-------- Material for this task
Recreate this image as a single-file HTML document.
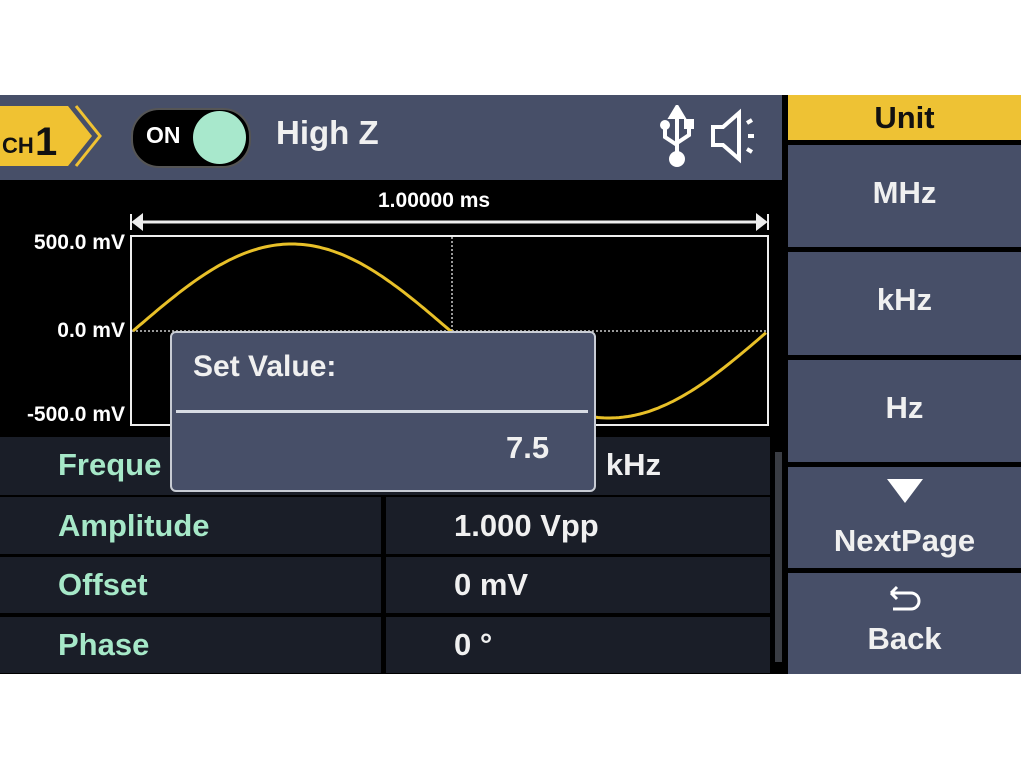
<!DOCTYPE html>
<html><head><style>
body{margin:0;width:1024px;height:768px;background:#fff;position:relative;overflow:hidden;font-family:"Liberation Sans",sans-serif;font-weight:bold;}
.a{position:absolute;}
.hdr{left:0;top:95px;width:782px;height:85px;background:#474f68;}
.plot{left:0;top:180px;width:782px;height:494px;background:#000;}
.rp{left:782px;top:95px;width:239px;height:579px;background:#000;}
.btn{position:absolute;left:788px;width:233px;background:#474f68;color:#f0f0f0;font-size:31px;text-align:center;}
.row{position:absolute;background:#1a1e28;color:#f0f0f0;font-size:31px;}
.lab{color:#a6e8c8;}
.lbl{color:#fff;font-size:21px;position:absolute;text-align:right;width:125px;left:0;}
</style></head><body>
<div class="a hdr"></div>
<div class="a plot"></div>
<div class="a rp"></div>
<svg class="a" style="left:0;top:103px" width="105" height="66">
<polygon points="0,3 68,3 92,33 68,63 0,63" fill="#f0c232"/>
<polyline points="76,3 100,33 76,63" fill="none" stroke="#f0c232" stroke-width="3"/>
<text x="2" y="50" font-size="22" font-weight="bold" fill="#111" font-family="Liberation Sans">CH</text>
<text x="35" y="52" font-size="40" font-weight="bold" fill="#111" font-family="Liberation Sans">1</text>
</svg>
<div class="a" style="left:131px;top:108px;width:116px;height:56px;border-radius:28px;background:#000;border:2px solid #555;"></div>
<div class="a" style="left:146px;top:122px;color:#fff;font-size:23px;">ON</div>
<div class="a" style="left:193px;top:111px;width:53px;height:53px;border-radius:50%;background:#a8e8cc;"></div>
<div class="a" style="left:276px;top:114px;color:#f0f0f0;font-size:33px;">High Z</div>
<svg class="a" style="left:655px;top:105px" width="110" height="65" fill="none" stroke="#fff" stroke-width="4">
<path d="M22 8V52M22 2l-6 10h12z" fill="#fff"/>
<circle cx="22" cy="54" r="6" fill="#fff"/>
<path d="M10 22v10l12 8M34 20v10l-12 8"/>
<circle cx="10" cy="20" r="3" fill="#fff"/><rect x="31" y="16" width="6" height="6" fill="#fff"/>
<path d="M58 22h10l16-14v46L68 40H58z"/>
<path d="M92 18l5-3M93 31h6M92 44l5 3"/>
</svg>
<div class="a" style="left:788px;top:95px;width:233px;height:45px;background:#eec234;color:#111;font-size:31px;text-align:center;line-height:45px;">Unit</div>
<div class="btn" style="top:145px;height:102px;line-height:95px;">MHz</div>
<div class="btn" style="top:252px;height:103px;line-height:95px;">kHz</div>
<div class="btn" style="top:360px;height:102px;line-height:95px;">Hz</div>
<div class="btn" style="top:467px;height:101px;"><div style="margin:12px auto 0;width:0;height:0;border-left:18px solid transparent;border-right:18px solid transparent;border-top:24px solid #fff;"></div><div style="margin-top:20px;">NextPage</div></div>
<div class="btn" style="top:573px;height:101px;"><svg width="40" height="34" style="display:block;margin:10px auto 0" fill="none" stroke="#fff" stroke-width="3"><path d="M6 10h20a8 8 0 0 1 0 16H8M6 10l6-6M6 10l6 6"/></svg><div style="margin-top:4px;">Back</div></div>
<div class="a" style="left:378px;top:189px;color:#fff;font-size:21px;">1.00000 ms</div>
<svg class="a" style="left:0;top:180px" width="782" height="257">
<path d="M133 42H766" stroke="#eee" stroke-width="3"/>
<path d="M131 34v16M133 42l9-7v14z" fill="#eee" stroke="#eee" stroke-width="2"/>
<path d="M768 34v16M766 42l-9-7v14z" fill="#eee" stroke="#eee" stroke-width="2"/>
<rect x="131" y="56" width="637" height="189" fill="none" stroke="#eee" stroke-width="2"/>
<path d="M132 151H768M452 57V245" stroke="#ccc" stroke-width="1.5" stroke-dasharray="2 2"/>
<path id="s" fill="none" stroke="#e8c028" stroke-width="3" d=""/>
</svg>
<div class="lbl" style="top:231px;">500.0 mV</div>
<div class="lbl" style="top:319px;">0.0 mV</div>
<div class="lbl" style="top:403px;">-500.0 mV</div>
<div class="row" style="left:0;top:437px;width:770px;height:58px;"></div>
<div class="row lab" style="left:0;top:497px;width:381px;height:57px;line-height:57px;padding-left:58px;box-sizing:border-box;">Amplitude</div>
<div class="row" style="left:386px;top:497px;width:384px;height:57px;line-height:57px;padding-left:68px;box-sizing:border-box;">1.000 Vpp</div>
<div class="row lab" style="left:0;top:557px;width:381px;height:56px;line-height:56px;padding-left:58px;box-sizing:border-box;">Offset</div>
<div class="row" style="left:386px;top:557px;width:384px;height:56px;line-height:56px;padding-left:68px;box-sizing:border-box;">0 mV</div>
<div class="row lab" style="left:0;top:617px;width:381px;height:56px;line-height:56px;padding-left:58px;box-sizing:border-box;">Phase</div>
<div class="row" style="left:386px;top:617px;width:384px;height:56px;line-height:56px;padding-left:68px;box-sizing:border-box;">0 °</div>
<div class="a lab" style="left:58px;top:447px;font-size:31px;">Freque</div>
<div class="a" style="left:580px;top:447px;font-size:31px;color:#f0f0f0;">0 kHz</div>
<div class="a" style="left:775px;top:452px;width:7px;height:210px;background:#3a3d44;"></div>
<div class="a" style="left:170px;top:331px;width:422px;height:157px;background:#474f68;border:2px solid #c8ccd4;border-radius:6px;"></div>
<div class="a" style="left:176px;top:410px;width:412px;height:3px;background:#d8dce4;"></div>
<div class="a" style="left:193px;top:350px;color:#f0f0f0;font-size:30px;">Set Value:</div>
<div class="a" style="left:506px;top:430px;color:#f0f0f0;font-size:31px;">7.5</div>
<script>
var d="";for(var x=133;x<=768;x+=3){var y=151-87*Math.sin((x-133)/(635)*2*Math.PI);d+=(x==133?"M":"L")+x+" "+y.toFixed(1);}
document.getElementById("s").setAttribute("d",d);
</script>
</body></html>
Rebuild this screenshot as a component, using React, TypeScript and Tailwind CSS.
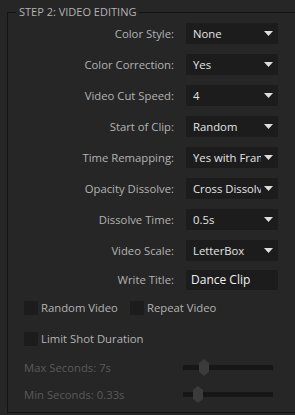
----------------
▸ **Exercise objective**
Return all of the data exactly as written, and drop the pictures.

▸ **In response**
Recreate this image as a single-file HTML document.
<!DOCTYPE html>
<html><head><style>
body{margin:0;width:1024px;height:768px;background:#fff;position:relative;overflow:hidden;font-family:"Liberation Sans",sans-serif;font-weight:bold;}
.a{position:absolute;}
.hdr{left:0;top:95px;width:782px;height:85px;background:#474f68;}
.plot{left:0;top:180px;width:782px;height:494px;background:#000;}
.rp{left:782px;top:95px;width:239px;height:579px;background:#000;}
.btn{position:absolute;left:788px;width:233px;background:#474f68;color:#f0f0f0;font-size:31px;text-align:center;}
.row{position:absolute;background:#1a1e28;color:#f0f0f0;font-size:31px;}
.lab{color:#a6e8c8;}
.lbl{color:#fff;font-size:21px;position:absolute;text-align:right;width:125px;left:0;}
</style></head><body>
<div class="a hdr"></div>
<div class="a plot"></div>
<div class="a rp"></div>
<svg class="a" style="left:0;top:103px" width="105" height="66">
<polygon points="0,3 68,3 92,33 68,63 0,63" fill="#f0c232"/>
<polyline points="76,3 100,33 76,63" fill="none" stroke="#f0c232" stroke-width="3"/>
<text x="2" y="50" font-size="22" font-weight="bold" fill="#111" font-family="Liberation Sans">CH</text>
<text x="35" y="52" font-size="40" font-weight="bold" fill="#111" font-family="Liberation Sans">1</text>
</svg>
<div class="a" style="left:131px;top:108px;width:116px;height:56px;border-radius:28px;background:#000;border:2px solid #555;"></div>
<div class="a" style="left:146px;top:122px;color:#fff;font-size:23px;">ON</div>
<div class="a" style="left:193px;top:111px;width:53px;height:53px;border-radius:50%;background:#a8e8cc;"></div>
<div class="a" style="left:276px;top:114px;color:#f0f0f0;font-size:33px;">High Z</div>
<svg class="a" style="left:655px;top:105px" width="110" height="65" fill="none" stroke="#fff" stroke-width="4">
<path d="M22 8V52M22 2l-6 10h12z" fill="#fff"/>
<circle cx="22" cy="54" r="6" fill="#fff"/>
<path d="M10 22v10l12 8M34 20v10l-12 8"/>
<circle cx="10" cy="20" r="3" fill="#fff"/><rect x="31" y="16" width="6" height="6" fill="#fff"/>
<path d="M58 22h10l16-14v46L68 40H58z"/>
<path d="M92 18l5-3M93 31h6M92 44l5 3"/>
</svg>
<div class="a" style="left:788px;top:95px;width:233px;height:45px;background:#eec234;color:#111;font-size:31px;text-align:center;line-height:45px;">Unit</div>
<div class="btn" style="top:145px;height:102px;line-height:95px;">MHz</div>
<div class="btn" style="top:252px;height:103px;line-height:95px;">kHz</div>
<div class="btn" style="top:360px;height:102px;line-height:95px;">Hz</div>
<div class="btn" style="top:467px;height:101px;"><div style="margin:12px auto 0;width:0;height:0;border-left:18px solid transparent;border-right:18px solid transparent;border-top:24px solid #fff;"></div><div style="margin-top:20px;">NextPage</div></div>
<div class="btn" style="top:573px;height:101px;"><svg width="40" height="34" style="display:block;margin:10px auto 0" fill="none" stroke="#fff" stroke-width="3"><path d="M6 10h20a8 8 0 0 1 0 16H8M6 10l6-6M6 10l6 6"/></svg><div style="margin-top:4px;">Back</div></div>
<div class="a" style="left:378px;top:189px;color:#fff;font-size:21px;">1.00000 ms</div>
<svg class="a" style="left:0;top:180px" width="782" height="257">
<path d="M133 42H766" stroke="#eee" stroke-width="3"/>
<path d="M131 34v16M133 42l9-7v14z" fill="#eee" stroke="#eee" stroke-width="2"/>
<path d="M768 34v16M766 42l-9-7v14z" fill="#eee" stroke="#eee" stroke-width="2"/>
<rect x="131" y="56" width="637" height="189" fill="none" stroke="#eee" stroke-width="2"/>
<path d="M132 151H768M452 57V245" stroke="#ccc" stroke-width="1.5" stroke-dasharray="2 2"/>
<path id="s" fill="none" stroke="#e8c028" stroke-width="3" d=""/>
</svg>
<div class="lbl" style="top:231px;">500.0 mV</div>
<div class="lbl" style="top:319px;">0.0 mV</div>
<div class="lbl" style="top:403px;">-500.0 mV</div>
<div class="row" style="left:0;top:437px;width:770px;height:58px;"></div>
<div class="row lab" style="left:0;top:497px;width:381px;height:57px;line-height:57px;padding-left:58px;box-sizing:border-box;">Amplitude</div>
<div class="row" style="left:386px;top:497px;width:384px;height:57px;line-height:57px;padding-left:68px;box-sizing:border-box;">1.000 Vpp</div>
<div class="row lab" style="left:0;top:557px;width:381px;height:56px;line-height:56px;padding-left:58px;box-sizing:border-box;">Offset</div>
<div class="row" style="left:386px;top:557px;width:384px;height:56px;line-height:56px;padding-left:68px;box-sizing:border-box;">0 mV</div>
<div class="row lab" style="left:0;top:617px;width:381px;height:56px;line-height:56px;padding-left:58px;box-sizing:border-box;">Phase</div>
<div class="row" style="left:386px;top:617px;width:384px;height:56px;line-height:56px;padding-left:68px;box-sizing:border-box;">0 °</div>
<div class="a lab" style="left:58px;top:447px;font-size:31px;">Freque</div>
<div class="a" style="left:580px;top:447px;font-size:31px;color:#f0f0f0;">0 kHz</div>
<div class="a" style="left:775px;top:452px;width:7px;height:210px;background:#3a3d44;"></div>
<div class="a" style="left:170px;top:331px;width:422px;height:157px;background:#474f68;border:2px solid #c8ccd4;border-radius:6px;"></div>
<div class="a" style="left:176px;top:410px;width:412px;height:3px;background:#d8dce4;"></div>
<div class="a" style="left:193px;top:350px;color:#f0f0f0;font-size:30px;">Set Value:</div>
<div class="a" style="left:506px;top:430px;color:#f0f0f0;font-size:31px;">7.5</div>
<script>
var d="";for(var x=133;x<=768;x+=3){var y=151-87*Math.sin((x-133)/(635)*2*Math.PI);d+=(x==133?"M":"L")+x+" "+y.toFixed(1);}
document.getElementById("s").setAttribute("d",d);
</script>
</body></html>
Rebuild this screenshot as a component, using React, TypeScript and Tailwind CSS.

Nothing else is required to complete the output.